In September 2024, after being released from jail in Chester County, Pennsylvania, following a probation violation, he completed a mandated 28-day rehabilitation stay. His attorney described him as being back on track. He's been granted supervised visitation with Phoenix, who is apparently showing interest in skateboarding himself.
The numbers are nowhere near what they were. But the direction, for now, seems to be moving the right way.
What Bam Margera's Story Says About Success and Starting Over
For all the wildness that defined his public image, Margera's career actually follows some clear patterns when you look back at it:
- Authenticity built the foundation. The CKY videos worked because they were completely real — no budget, no polish, just Bam and his crew doing what they actually did. That rawness is what got him noticed.
- Your people matter more than your platform. Everything Bam built in the early years came from the same tight group from West Chester. The community came first, the opportunity followed.
- Personal stability and professional success aren't separate. The years he lost professionally lined up almost exactly with his most difficult personal periods. Sobriety hasn't just helped him personally — it's what's made any kind of professional reemergence possible.
- A fall doesn't have to be the final chapter. Going from $45 million to $1 million is an extraordinary collapse.
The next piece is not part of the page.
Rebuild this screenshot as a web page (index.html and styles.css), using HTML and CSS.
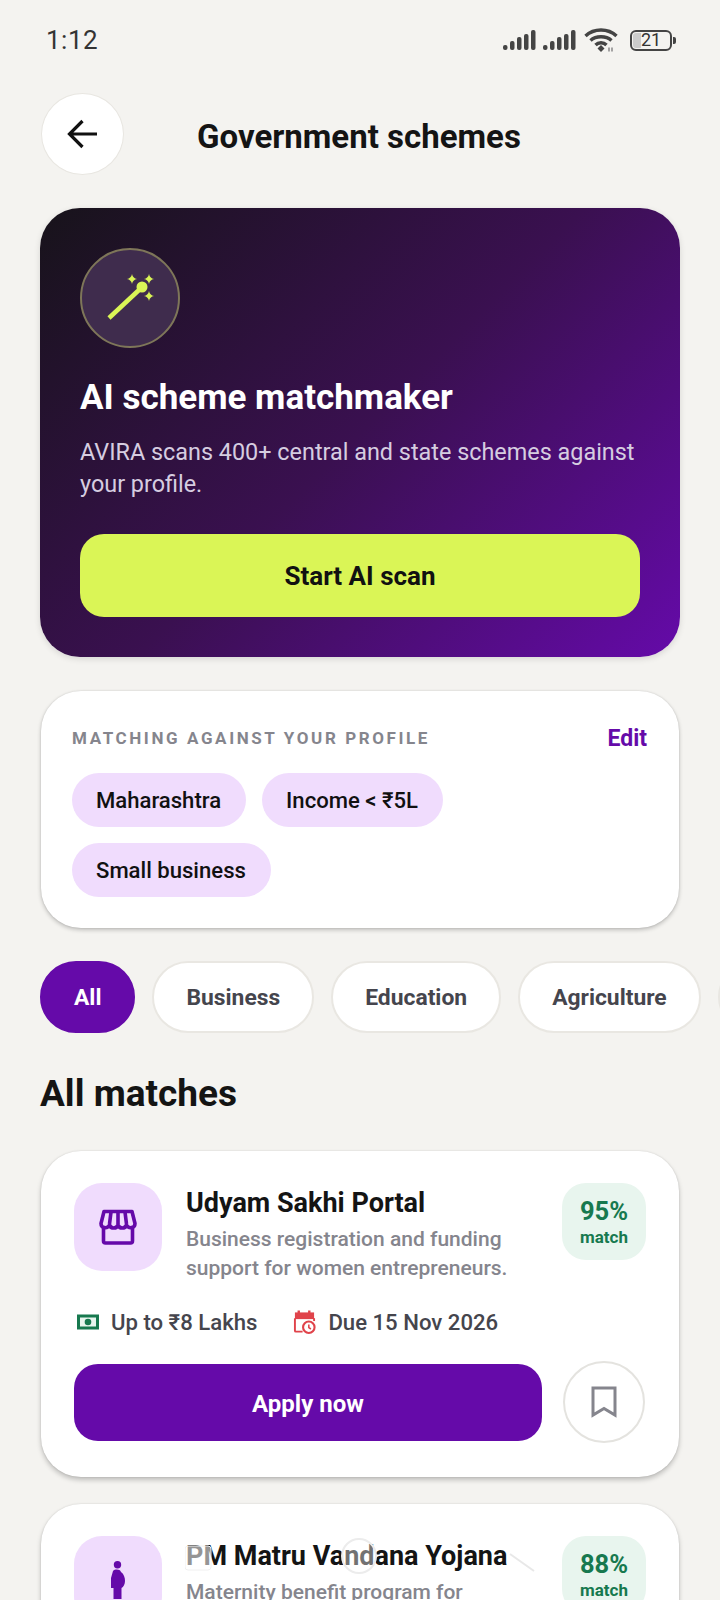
FILE: index.html
```html
<!DOCTYPE html>
<html lang="en">
<head>
<meta charset="utf-8">
<title>Government schemes</title>
<link rel="stylesheet" href="styles.css">
</head>
<body>
<div class="screen">
  <div class="status">
    <span class="time">1:12</span>
    <div class="status-icons">
      <svg class="sig" width="34" height="22" viewBox="0 0 34 22"><g fill="#444"><rect x="0" y="16" width="4.500" height="5" rx="2"/><rect x="7" y="12" width="4.500" height="9" rx="2"/><rect x="14" y="8" width="4.500" height="13" rx="2"/><rect x="21" y="5" width="4.500" height="16" rx="2"/><rect x="28" y="1" width="4.500" height="20" rx="2"/></g></svg>
      <svg class="sig" width="33" height="22" viewBox="0 0 33 22"><g fill="#444"><rect x="0" y="16" width="4.500" height="5" rx="2"/><rect x="7" y="12" width="4.500" height="9" rx="2"/><rect x="14" y="8" width="4.500" height="13" rx="2"/><rect x="21" y="5" width="4.500" height="16" rx="2"/><rect x="28" y="1" width="4.500" height="20" rx="2"/></g></svg>
      <svg class="wifi" width="34" height="24" viewBox="0 0 34 24"><g fill="none" stroke="#444" stroke-width="3.400"><path d="M1.500 8C10 0 24 0 32.500 8"/><path d="M6.500 12.500C12 7.500 22 7.500 27.500 12.500"/><path d="M11.500 17C14.500 14 19.500 14 22.500 17"/></g><path d="M13.500 20.500 17 17l3.500 3.500L17 24z" fill="#444"/><path d="M25 23.500v-4M28 23.500v-4" stroke="#888" stroke-width="1.500"/></svg>
      <div class="battery"><span class="battery-level"></span><span class="battery-num">21</span><span class="battery-cap"></span></div>
    </div>
  </div>

  <header class="top">
    <button class="back" aria-label="Back">
      <svg width="34" height="34" viewBox="0 0 34 34"><path d="M31 17H4M16.500 4 3.500 17l13 13" fill="none" stroke="#111" stroke-width="3.200"/></svg>
    </button>
    <h1 class="page-title">Government schemes</h1>
  </header>

  <section class="hero">
    <div class="hero-icon">
      <svg width="54" height="54" viewBox="0 0 54 54"><path d="M6 47 36 19" stroke="#daf556" stroke-width="4.500" fill="none"/><circle cx="39" cy="16" r="5.500" fill="#daf556"/><g fill="#daf556"><path d="M29 3q.8 4.200 5 5-4.200.8-5 5-.8-4.200-5-5 4.200-.8 5-5z"/><path d="M46 3q.8 4.200 5 5-4.200.8-5 5-.8-4.200-5-5 4.200-.8 5-5z"/><path d="M46 20q.8 4.200 5 5-4.200.8-5 5-.8-4.200-5-5 4.200-.8 5-5z"/></g></svg>
    </div>
    <h2 class="hero-title">AI scheme matchmaker</h2>
    <p class="hero-text">AVIRA scans 400+ central and state schemes against your profile.</p>
    <button class="scan">Start AI scan</button>
  </section>

  <section class="profile">
    <div class="profile-head">
      <span class="profile-label">MATCHING AGAINST YOUR PROFILE</span>
      <span class="edit">Edit</span>
    </div>
    <div class="chips">
      <span class="chip">Maharashtra</span>
      <span class="chip">Income &lt; ₹5L</span>
      <span class="chip">Small business</span>
    </div>
  </section>

  <nav class="filters">
    <span class="filter active">All</span>
    <span class="filter">Business</span>
    <span class="filter">Education</span>
    <span class="filter">Agriculture</span>
    <span class="filter">Health</span>
  </nav>

  <h2 class="section-title">All matches</h2>

  <article class="card">
    <div class="card-top">
      <div class="card-icon">
        <svg width="38" height="36" viewBox="0 0 38 36"><g fill="none" stroke="#650aa9" stroke-width="3.600" stroke-linejoin="round"><path d="M5 2.500h28l3 12c0 5-6.500 5.500-8.500 1.500-1.500 4-7 4-8.500 0-1.500 4-7 4-8.500 0-2 4-8.500 3.500-8.500-1.500z"/><path d="M4.500 19v13a2 2 0 0 0 2 2h25a2 2 0 0 0 2-2V19"/><path d="M12 3 10.500 15M19 3v12M26 3l1.500 12"/></g></svg>
      </div>
      <div class="card-body">
        <h3 class="card-title">Udyam Sakhi Portal</h3>
        <p class="card-desc">Business registration and funding support for women entrepreneurs.</p>
      </div>
      <div class="match"><span class="match-num">95%</span><span class="match-word">match</span></div>
    </div>
    <div class="meta">
      <span class="meta-item">
        <svg width="22" height="16" viewBox="0 0 22 16"><rect width="22" height="15" y="0.500" fill="#17794f"/><rect x="3" y="3.500" width="16" height="9" fill="#e8f5ee"/><circle cx="11" cy="8" r="3.300" fill="#17794f"/></svg>
        Up to ₹8 Lakhs
      </span>
      <span class="meta-item">
        <svg width="23" height="26" viewBox="0 0 24 26"><path d="M6 1v4M17 1v4" stroke="#e0434a" stroke-width="2.500"/><path d="M2 3h20v7H2z" fill="#e0434a"/><path d="M10 23H3a1 1 0 0 1-1-1V9" fill="none" stroke="#e0434a" stroke-width="2"/><path d="M22 9v3" stroke="#e0434a" stroke-width="2"/><circle cx="16.500" cy="18.500" r="6" fill="#fff" stroke="#e0434a" stroke-width="2.200"/><path d="M16.500 15.500v3.300l2.200 1.500" fill="none" stroke="#e0434a" stroke-width="1.600"/></svg>
        Due 15 Nov 2026
      </span>
    </div>
    <div class="actions">
      <button class="apply">Apply now</button>
      <button class="save" aria-label="Save">
        <svg width="26" height="32" viewBox="0 0 26 32"><path d="M2 2h22v27L13 22.500 2 29z" fill="none" stroke="#85858d" stroke-width="3"/></svg>
      </button>
    </div>
  </article>

  <article class="card card-next">
    <div class="card-top">
      <div class="card-icon">
        <svg width="16" height="38" viewBox="0 0 16 38"><g fill="#650aa9"><circle cx="7.500" cy="3.800" r="3.700"/><path d="M3 10c2-2 7-2 8 1 3 2 4 6 4 9 0 3-1.500 6-3.500 7v11h-8V27H1V17z"/></g></svg>
      </div>
      <div class="card-body">
        <h3 class="card-title">PM Matru Vandana Yojana</h3>
        <p class="card-desc">Maternity benefit program for pregnant and lactating mothers.</p>
      </div>
      <div class="match"><span class="match-num">88%</span><span class="match-word">match</span></div>
    </div>
    <svg class="ghost" width="360" height="50" viewBox="0 0 360 50"><rect x="0" y="10" width="26" height="24" rx="3" fill="#fff" fill-opacity=".55" stroke="#f0f0f0"/><circle cx="174" cy="20" r="17" fill="#fff" fill-opacity=".4" stroke="#ececec" stroke-width="2"/><path d="M325 18 349 35" stroke="#e8e8e8" stroke-width="2"/></svg>
  </article>
</div>
</body>
</html>
```

FILE: styles.css
```css
* { box-sizing: border-box; }
html, body { margin: 0; padding: 0; }
body {
  width: 720px;
  height: 1600px;
  overflow: hidden;
  background: #f4f3f0;
  font-family: Roboto, "Noto Sans", sans-serif;
  color: #111;
}
button { font-family: inherit; border: 0; padding: 0; }
h1, h2, h3, p { margin: 0; }
.screen { padding: 0 0 0 40px; width: 720px; }

.status { display: flex; justify-content: space-between; align-items: center; height: 78px; padding: 2px 42px 0 6px; }
.time { font-size: 26px; color: #333; letter-spacing: 0.5px; }
.status-icons { display: flex; align-items: center; gap: 6px; }
.wifi { margin-left: 2px; }
.battery { position: relative; width: 42px; height: 21px; border: 2px solid #444; border-radius: 6px; margin-left: 6px; margin-right: 6px; display: flex; align-items: center; justify-content: center; }
.battery-level { position: absolute; left: 1px; top: 1px; bottom: 1px; width: 8px; background: #ccc; border-radius: 3px 0 0 3px; }
.battery-num { position: relative; font-size: 18px; color: #333; line-height: 1; }
.battery-cap { position: absolute; right: -6px; top: 5px; width: 3px; height: 7px; background: #444; border-radius: 0 2px 2px 0; }

.top { display: flex; align-items: center; height: 82px; margin-top: 15px; gap: 73px; }
.back { width: 83px; height: 82px; border-radius: 50%; background: #fff; border: 1px solid #e8e6e1; display: flex; align-items: center; justify-content: center; margin-left: 1px; }
.page-title { font-size: 33px; font-weight: 700; line-height: 1; color: #141414; margin-top: 4px; }

.hero {
  width: 640px;
  height: 449px;
  margin-top: 33px;
  border-radius: 40px;
  padding: 40px;
  background: linear-gradient(135deg, #17131a 0%, #3a1050 50%, #650aa9 100%);
  box-shadow: 0 2px 6px rgba(0,0,0,.12);
  display: flex;
  flex-direction: column;
}
.hero-icon { width: 100px; height: 100px; border-radius: 50%; background: #3f2c4d; border: 2px solid #7e7659; display: flex; align-items: center; justify-content: center; }
.hero-title { font-size: 35px; font-weight: 700; line-height: 40px; color: #fff; margin-top: 30px; }
.hero-text { font-size: 23.400px; line-height: 32px; color: #d6cde0; margin-top: 18px; }
.scan { margin-top: 34px; height: 83px; border-radius: 24px; background: #daf556; color: #111; font-size: 26px; font-weight: 700; }

.profile {
  width: 638px;
  height: 237px;
  margin-top: 34px;
  margin-left: 1px;
  border-radius: 40px;
  background: #fff;
  padding: 31px 32px 30px 31px;
  box-shadow: 0 2px 4px rgba(0,0,0,.22), 0 0 2px rgba(0,0,0,.12);
}
.profile-head { display: flex; justify-content: space-between; align-items: center; height: 32px; }
.profile-label { font-size: 17px; font-weight: 700; letter-spacing: 2.600px; color: #85858d; }
.edit { font-size: 23px; font-weight: 700; color: #650aa9; }
.chips { display: flex; flex-wrap: wrap; gap: 16px; margin-top: 19px; }
.chip { height: 54px; padding: 0 25px 0 24px; border-radius: 27px; background: #f0dcfd; font-size: 22.100px; font-weight: 500; display: flex; align-items: center; }

.filters { display: flex; gap: 17px; margin-top: 33px; white-space: nowrap; }
.filter { flex: none; height: 72px; padding: 0 32px; border-radius: 36px; background: #fff; border: 2px solid #e9e7e2; color: #45454d; font-size: 22.850px; font-weight: 700; display: flex; align-items: center; }
.filter.active { background: #650aa9; border-color: #650aa9; color: #fff; }

.section-title { font-size: 37px; font-weight: 700; line-height: 44px; margin-top: 39px; color: #141414; }

.card {
  position: relative;
  width: 638px;
  margin-left: 1px;
  margin-top: 35px;
  border-radius: 40px;
  background: #fff;
  padding: 32px 33px 34px;
  box-shadow: 0 3px 5px rgba(0,0,0,.22), 0 0 2px rgba(0,0,0,.12);
}
.card-next { margin-top: 27px; }
.ghost { position: absolute; left: 144px; top: 32px; }
.card-top { display: flex; align-items: flex-start; }
.card-icon { flex: none; width: 88px; height: 88px; border-radius: 28px; background: #f0dcfd; display: flex; align-items: center; justify-content: center; }
.card-body { flex: 1; padding-left: 24px; min-width: 0; }
.card-title { font-size: 27px; font-weight: 700; line-height: 40px; color: #141414; }
.card-desc { font-size: 21px; font-weight: 500; line-height: 29px; color: #85858d; margin-top: 2px; width: 330px; }
.match { flex: none; width: 84px; height: 77px; border-radius: 24px; background: #e8f5ee; color: #17794f; display: flex; flex-direction: column; align-items: center; justify-content: center; font-weight: 700; }
.match-num { font-size: 25.500px; line-height: 30px; }
.match-word { font-size: 17px; line-height: 22px; }
.meta { display: flex; gap: 33px; margin-top: 24px; height: 30px; align-items: center; }
.meta-item { display: flex; align-items: center; gap: 12px; font-size: 22.150px; font-weight: 500; color: #45454d; padding-left: 3px; }
.actions { display: flex; align-items: flex-start; justify-content: space-between; margin-top: 24px; }
.apply { width: 468px; height: 77px; margin-top: 3px; padding-top: 3px; border-radius: 24px; background: #650aa9; color: #fff; font-size: 24px; font-weight: 700; }
.save { width: 82px; height: 82px; margin-right: 1px; border-radius: 50%; background: #fff; border: 2px solid #e4e3df; display: flex; align-items: center; justify-content: center; }
```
But showing back up in the Tony Hawk game, putting out a board with Zero Skateboards, spending time with his son — that's someone who hasn't stopped.
- Longevity comes from being a real person, not a character. People have paid attention to Bam Margera for 25 years. Not because of any single stunt, but because he's always seemed genuinely, sometimes painfully, human.
The Bam Margera net worth story is still being written. It just looks very different now than anyone would have predicted at the height of the Castle Bam era.